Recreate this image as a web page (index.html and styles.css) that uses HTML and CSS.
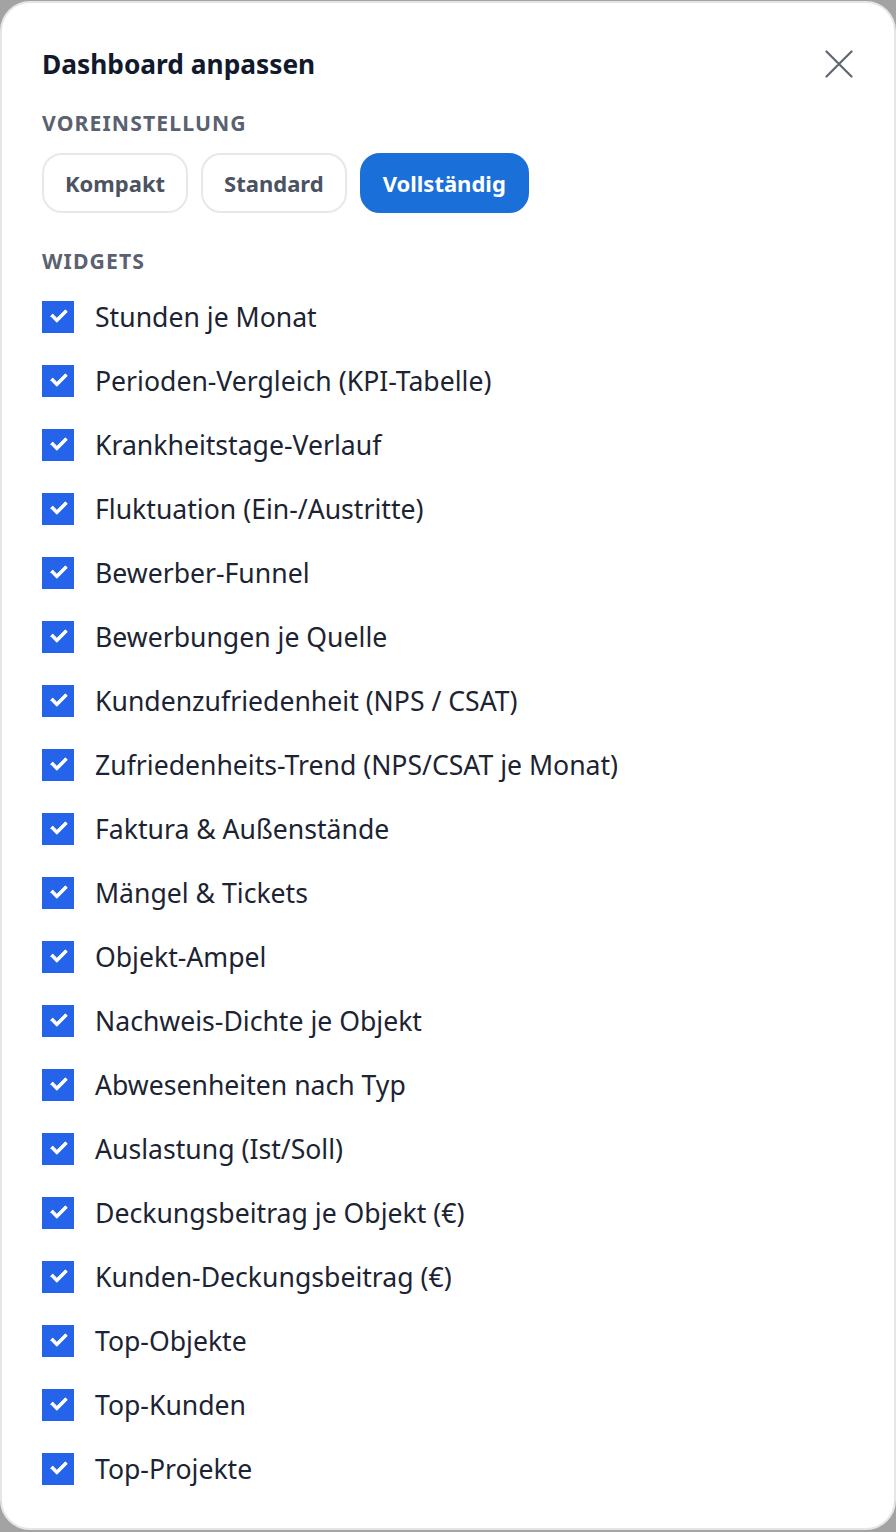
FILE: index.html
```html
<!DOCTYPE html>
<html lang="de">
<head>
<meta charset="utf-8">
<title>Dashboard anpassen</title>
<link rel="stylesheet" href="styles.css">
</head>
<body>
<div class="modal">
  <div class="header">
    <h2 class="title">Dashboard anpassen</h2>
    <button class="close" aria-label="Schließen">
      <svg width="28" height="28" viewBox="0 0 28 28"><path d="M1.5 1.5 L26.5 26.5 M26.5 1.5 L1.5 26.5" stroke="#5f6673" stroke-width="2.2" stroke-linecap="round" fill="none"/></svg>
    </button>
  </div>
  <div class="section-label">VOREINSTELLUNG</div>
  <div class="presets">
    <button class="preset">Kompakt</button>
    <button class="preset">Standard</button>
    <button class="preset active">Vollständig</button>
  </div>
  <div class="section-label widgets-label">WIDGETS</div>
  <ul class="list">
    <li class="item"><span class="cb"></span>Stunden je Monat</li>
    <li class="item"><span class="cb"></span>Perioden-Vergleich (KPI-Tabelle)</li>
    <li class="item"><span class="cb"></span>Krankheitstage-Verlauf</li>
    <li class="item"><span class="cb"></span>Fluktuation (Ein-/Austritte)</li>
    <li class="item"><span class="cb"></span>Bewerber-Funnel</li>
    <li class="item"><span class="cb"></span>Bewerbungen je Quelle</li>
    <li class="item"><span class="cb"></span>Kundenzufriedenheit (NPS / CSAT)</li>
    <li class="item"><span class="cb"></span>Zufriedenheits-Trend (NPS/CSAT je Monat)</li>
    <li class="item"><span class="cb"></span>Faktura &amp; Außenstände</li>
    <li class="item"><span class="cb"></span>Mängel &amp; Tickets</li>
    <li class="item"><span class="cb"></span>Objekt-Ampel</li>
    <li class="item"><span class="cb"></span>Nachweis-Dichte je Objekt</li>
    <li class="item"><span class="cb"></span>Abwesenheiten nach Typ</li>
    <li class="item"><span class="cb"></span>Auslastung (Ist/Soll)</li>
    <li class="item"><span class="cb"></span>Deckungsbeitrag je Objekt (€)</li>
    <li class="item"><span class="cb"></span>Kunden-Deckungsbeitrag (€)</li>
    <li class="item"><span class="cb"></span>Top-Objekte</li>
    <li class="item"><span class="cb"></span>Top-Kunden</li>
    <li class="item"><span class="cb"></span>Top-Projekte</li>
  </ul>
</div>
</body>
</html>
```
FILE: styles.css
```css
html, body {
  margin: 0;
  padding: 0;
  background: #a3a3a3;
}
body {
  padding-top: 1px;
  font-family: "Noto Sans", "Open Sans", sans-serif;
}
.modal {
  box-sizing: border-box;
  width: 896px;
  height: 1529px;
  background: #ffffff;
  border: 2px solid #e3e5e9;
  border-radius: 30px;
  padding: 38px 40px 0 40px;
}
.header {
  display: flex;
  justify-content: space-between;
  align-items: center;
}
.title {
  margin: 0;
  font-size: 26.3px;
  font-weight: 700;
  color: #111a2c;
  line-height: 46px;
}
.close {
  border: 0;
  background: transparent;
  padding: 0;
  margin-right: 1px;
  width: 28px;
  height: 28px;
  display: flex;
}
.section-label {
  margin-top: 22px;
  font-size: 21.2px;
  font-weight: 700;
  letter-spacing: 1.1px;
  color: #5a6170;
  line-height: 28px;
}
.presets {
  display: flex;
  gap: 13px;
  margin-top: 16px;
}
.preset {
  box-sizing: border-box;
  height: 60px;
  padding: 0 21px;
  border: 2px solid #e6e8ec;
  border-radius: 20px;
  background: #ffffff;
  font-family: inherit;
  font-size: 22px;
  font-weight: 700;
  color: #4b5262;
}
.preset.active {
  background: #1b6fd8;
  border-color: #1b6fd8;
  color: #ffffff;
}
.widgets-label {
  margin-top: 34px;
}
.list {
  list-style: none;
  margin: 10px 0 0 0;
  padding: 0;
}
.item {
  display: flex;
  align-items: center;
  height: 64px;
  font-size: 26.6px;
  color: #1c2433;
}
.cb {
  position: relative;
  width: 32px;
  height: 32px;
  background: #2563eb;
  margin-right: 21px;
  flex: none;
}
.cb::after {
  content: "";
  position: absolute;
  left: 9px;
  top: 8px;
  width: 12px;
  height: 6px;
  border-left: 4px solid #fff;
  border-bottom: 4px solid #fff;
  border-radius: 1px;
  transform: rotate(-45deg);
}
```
------------------------------
## Work to do
The data should be printed again unchanged; leave its pictures out.

## Right answer
Recreate this image as a web page (index.html and styles.css) that uses HTML and CSS.
FILE: index.html
```html
<!DOCTYPE html>
<html lang="de">
<head>
<meta charset="utf-8">
<title>Dashboard anpassen</title>
<link rel="stylesheet" href="styles.css">
</head>
<body>
<div class="modal">
  <div class="header">
    <h2 class="title">Dashboard anpassen</h2>
    <button class="close" aria-label="Schließen">
      <svg width="28" height="28" viewBox="0 0 28 28"><path d="M1.5 1.5 L26.5 26.5 M26.5 1.5 L1.5 26.5" stroke="#5f6673" stroke-width="2.2" stroke-linecap="round" fill="none"/></svg>
    </button>
  </div>
  <div class="section-label">VOREINSTELLUNG</div>
  <div class="presets">
    <button class="preset">Kompakt</button>
    <button class="preset">Standard</button>
    <button class="preset active">Vollständig</button>
  </div>
  <div class="section-label widgets-label">WIDGETS</div>
  <ul class="list">
    <li class="item"><span class="cb"></span>Stunden je Monat</li>
    <li class="item"><span class="cb"></span>Perioden-Vergleich (KPI-Tabelle)</li>
    <li class="item"><span class="cb"></span>Krankheitstage-Verlauf</li>
    <li class="item"><span class="cb"></span>Fluktuation (Ein-/Austritte)</li>
    <li class="item"><span class="cb"></span>Bewerber-Funnel</li>
    <li class="item"><span class="cb"></span>Bewerbungen je Quelle</li>
    <li class="item"><span class="cb"></span>Kundenzufriedenheit (NPS / CSAT)</li>
    <li class="item"><span class="cb"></span>Zufriedenheits-Trend (NPS/CSAT je Monat)</li>
    <li class="item"><span class="cb"></span>Faktura &amp; Außenstände</li>
    <li class="item"><span class="cb"></span>Mängel &amp; Tickets</li>
    <li class="item"><span class="cb"></span>Objekt-Ampel</li>
    <li class="item"><span class="cb"></span>Nachweis-Dichte je Objekt</li>
    <li class="item"><span class="cb"></span>Abwesenheiten nach Typ</li>
    <li class="item"><span class="cb"></span>Auslastung (Ist/Soll)</li>
    <li class="item"><span class="cb"></span>Deckungsbeitrag je Objekt (€)</li>
    <li class="item"><span class="cb"></span>Kunden-Deckungsbeitrag (€)</li>
    <li class="item"><span class="cb"></span>Top-Objekte</li>
    <li class="item"><span class="cb"></span>Top-Kunden</li>
    <li class="item"><span class="cb"></span>Top-Projekte</li>
  </ul>
</div>
</body>
</html>
```
FILE: styles.css
```css
html, body {
  margin: 0;
  padding: 0;
  background: #a3a3a3;
}
body {
  padding-top: 1px;
  font-family: "Noto Sans", "Open Sans", sans-serif;
}
.modal {
  box-sizing: border-box;
  width: 896px;
  height: 1529px;
  background: #ffffff;
  border: 2px solid #e3e5e9;
  border-radius: 30px;
  padding: 38px 40px 0 40px;
}
.header {
  display: flex;
  justify-content: space-between;
  align-items: center;
}
.title {
  margin: 0;
  font-size: 26.3px;
  font-weight: 700;
  color: #111a2c;
  line-height: 46px;
}
.close {
  border: 0;
  background: transparent;
  padding: 0;
  margin-right: 1px;
  width: 28px;
  height: 28px;
  display: flex;
}
.section-label {
  margin-top: 22px;
  font-size: 21.2px;
  font-weight: 700;
  letter-spacing: 1.1px;
  color: #5a6170;
  line-height: 28px;
}
.presets {
  display: flex;
  gap: 13px;
  margin-top: 16px;
}
.preset {
  box-sizing: border-box;
  height: 60px;
  padding: 0 21px;
  border: 2px solid #e6e8ec;
  border-radius: 20px;
  background: #ffffff;
  font-family: inherit;
  font-size: 22px;
  font-weight: 700;
  color: #4b5262;
}
.preset.active {
  background: #1b6fd8;
  border-color: #1b6fd8;
  color: #ffffff;
}
.widgets-label {
  margin-top: 34px;
}
.list {
  list-style: none;
  margin: 10px 0 0 0;
  padding: 0;
}
.item {
  display: flex;
  align-items: center;
  height: 64px;
  font-size: 26.6px;
  color: #1c2433;
}
.cb {
  position: relative;
  width: 32px;
  height: 32px;
  background: #2563eb;
  margin-right: 21px;
  flex: none;
}
.cb::after {
  content: "";
  position: absolute;
  left: 9px;
  top: 8px;
  width: 12px;
  height: 6px;
  border-left: 4px solid #fff;
  border-bottom: 4px solid #fff;
  border-radius: 1px;
  transform: rotate(-45deg);
}
```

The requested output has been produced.